Investors intending to purchase Notes with such features should
consult their own tax advisors, since the original issue discount
consequences will depend, in part, on the particular terms and
features of the purchased Notes.

     U.S. Holders may generally, upon election, include in income all
interest (including stated interest, acquisition discount, original
issue discount, de minimis original issue discount, market discount,
de minimis market discount, and unstated interest, as adjusted by any
amortizable bond premium or acquisition premium) that accrues on a
debt instrument by using the constant yield method applicable to
original issue discount, subject to certain limitations and
exceptions.  This election is only available for debt instruments
acquired on or after April 4, 1994.




                                   7  
Backup Withholding

     Backup withholding of United States federal income tax at a rate
of 31% may apply to payments made in respect of the Notes to
registered owners who are not "exempt recipients" and who fail to
provide certain identifying information (such as the registered
owner's taxpayer identification number) in the required manner.
Generally, individuals are not exempt recipients, whereas corporations
and certain other entities generally are exempt recipients.  Payments
made in respect of the Notes to a U.S. Holder must be reported to the
IRS, unless the U.S. Holder is an exempt recipient or establishes an
exemption.  Compliance with the identification procedures described in
the preceding section would establish an exemption from backup
withholding for those non-U.S. Holders who are not exempt recipients.
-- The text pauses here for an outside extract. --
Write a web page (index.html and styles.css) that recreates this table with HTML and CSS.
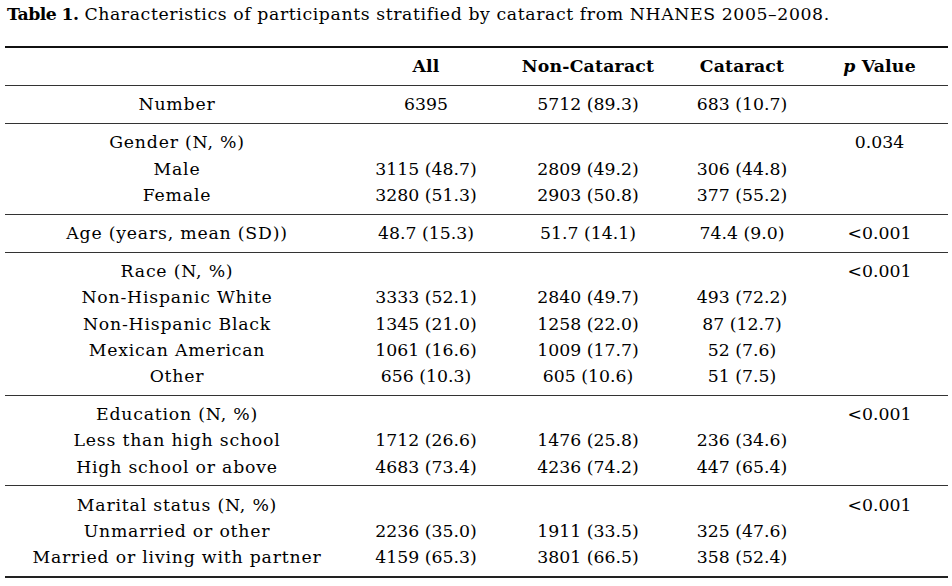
FILE: index.html
```html
<!DOCTYPE html>
<html lang="en">
<head>
<meta charset="utf-8">
<title>Table 1</title>
<link rel="stylesheet" href="styles.css">
</head>
<body>
<div class="page">
  <p class="caption"><b>Table 1.</b> Characteristics of participants stratified by cataract from NHANES 2005–2008.</p>
  <div class="table">
    <div class="group head">
      <div class="row">
        <span class="label"></span>
        <span class="cell">All</span>
        <span class="cell">Non-Cataract</span>
        <span class="cell">Cataract</span>
        <span class="cell"><i>p</i> Value</span>
      </div>
    </div>
    <div class="group">
      <div class="row">
        <span class="label">Number</span>
        <span class="cell">6395</span>
        <span class="cell">5712 (89.3)</span>
        <span class="cell">683 (10.7)</span>
        <span class="cell"></span>
      </div>
    </div>
    <div class="group">
      <div class="row">
        <span class="label">Gender (N, %)</span>
        <span class="cell"></span>
        <span class="cell"></span>
        <span class="cell"></span>
        <span class="cell">0.034</span>
      </div>
      <div class="row">
        <span class="label">Male</span>
        <span class="cell">3115 (48.7)</span>
        <span class="cell">2809 (49.2)</span>
        <span class="cell">306 (44.8)</span>
        <span class="cell"></span>
      </div>
      <div class="row">
        <span class="label">Female</span>
        <span class="cell">3280 (51.3)</span>
        <span class="cell">2903 (50.8)</span>
        <span class="cell">377 (55.2)</span>
        <span class="cell"></span>
      </div>
    </div>
    <div class="group">
      <div class="row">
        <span class="label">Age (years, mean (SD))</span>
        <span class="cell">48.7 (15.3)</span>
        <span class="cell">51.7 (14.1)</span>
        <span class="cell">74.4 (9.0)</span>
        <span class="cell">&lt;0.001</span>
      </div>
    </div>
    <div class="group">
      <div class="row">
        <span class="label">Race (N, %)</span>
        <span class="cell"></span>
        <span class="cell"></span>
        <span class="cell"></span>
        <span class="cell">&lt;0.001</span>
      </div>
      <div class="row">
        <span class="label">Non-Hispanic White</span>
        <span class="cell">3333 (52.1)</span>
        <span class="cell">2840 (49.7)</span>
        <span class="cell">493 (72.2)</span>
        <span class="cell"></span>
      </div>
      <div class="row">
        <span class="label">Non-Hispanic Black</span>
        <span class="cell">1345 (21.0)</span>
        <span class="cell">1258 (22.0)</span>
        <span class="cell">87 (12.7)</span>
        <span class="cell"></span>
      </div>
      <div class="row">
        <span class="label">Mexican American</span>
        <span class="cell">1061 (16.6)</span>
        <span class="cell">1009 (17.7)</span>
        <span class="cell">52 (7.6)</span>
        <span class="cell"></span>
      </div>
      <div class="row">
        <span class="label">Other</span>
        <span class="cell">656 (10.3)</span>
        <span class="cell">605 (10.6)</span>
        <span class="cell">51 (7.5)</span>
        <span class="cell"></span>
      </div>
    </div>
    <div class="group">
      <div class="row">
        <span class="label">Education (N, %)</span>
        <span class="cell"></span>
        <span class="cell"></span>
        <span class="cell"></span>
        <span class="cell">&lt;0.001</span>
      </div>
      <div class="row">
        <span class="label">Less than high school</span>
        <span class="cell">1712 (26.6)</span>
        <span class="cell">1476 (25.8)</span>
        <span class="cell">236 (34.6)</span>
        <span class="cell"></span>
      </div>
      <div class="row">
        <span class="label">High school or above</span>
        <span class="cell">4683 (73.4)</span>
        <span class="cell">4236 (74.2)</span>
        <span class="cell">447 (65.4)</span>
        <span class="cell"></span>
      </div>
    </div>
    <div class="group last">
      <div class="row">
        <span class="label">Marital status (N, %)</span>
        <span class="cell"></span>
        <span class="cell"></span>
        <span class="cell"></span>
        <span class="cell">&lt;0.001</span>
      </div>
      <div class="row">
        <span class="label">Unmarried or other</span>
        <span class="cell">2236 (35.0)</span>
        <span class="cell">1911 (33.5)</span>
        <span class="cell">325 (47.6)</span>
        <span class="cell"></span>
      </div>
      <div class="row">
        <span class="label">Married or living with partner</span>
        <span class="cell">4159 (65.3)</span>
        <span class="cell">3801 (66.5)</span>
        <span class="cell">358 (52.4)</span>
        <span class="cell"></span>
      </div>
    </div>
  </div>
</div>
</body>
</html>
```

FILE: styles.css
```css
html, body {
  margin: 0;
  padding: 0;
  background: #ffffff;
}

body {
  font-family: "DejaVu Serif", "Liberation Serif", serif;
  font-size: 17.3px;
  color: #000000;
}

.page {
  padding: 0 4px 0 5px;
}

.caption {
  margin: 0;
  padding-left: 2px;
  line-height: 28px;
  letter-spacing: 0.6px;
}

.caption b {
  font-weight: 700;
  letter-spacing: -0.6px;
}

.table {
  margin-top: 18px;
  width: 943px;
  border-top: 2px solid #111111;
  border-bottom: 2px solid #222222;
}

.group {
  padding: 5.4px 0;
  border-top: 1px solid #333333;
}

.group.head {
  border-top: none;
  font-weight: 700;
}

.row {
  display: grid;
  grid-template-columns: 344px 154px 170px 138px 137px;
  line-height: 26.25px;
  height: 26.25px;
}

.label,
.cell {
  text-align: center;
  white-space: nowrap;
}

.label {
  letter-spacing: 0.8px;
}

.head .cell {
  letter-spacing: 0.2px;
}
```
     In addition, upon the sale of a Note to (or through) a broker,
the broker must withhold 31% of the entire purchase price, unless
either (i) the broker determines that the seller is a corporation or
other exempt recipient or (ii) the seller provides, in the required
manner, certain identifying information and, in the case of a non-U.S.
Holder, certifies that such seller is a non-U.S. Holder (and certain
other conditions are met).  Such a sale must also be reported by the
broker to the IRS, unless either (i) the broker determines that the
seller is an exempt recipient or (ii) the seller certifies its non-
U.S. status (and certain other conditions are met).  Certification of
the registered owner's non-U.S. status would be made normally on an
IRS Form W-8 under penalties of perjury, although in certain cases it
may be possible to submit other documentary evidence.

     Any amount withheld under the backup withholding rules from a
payment to a beneficial owner would be allowed as a refund or a credit
against such beneficial owner's United States federal income tax
provided the required information is furnished to the IRS.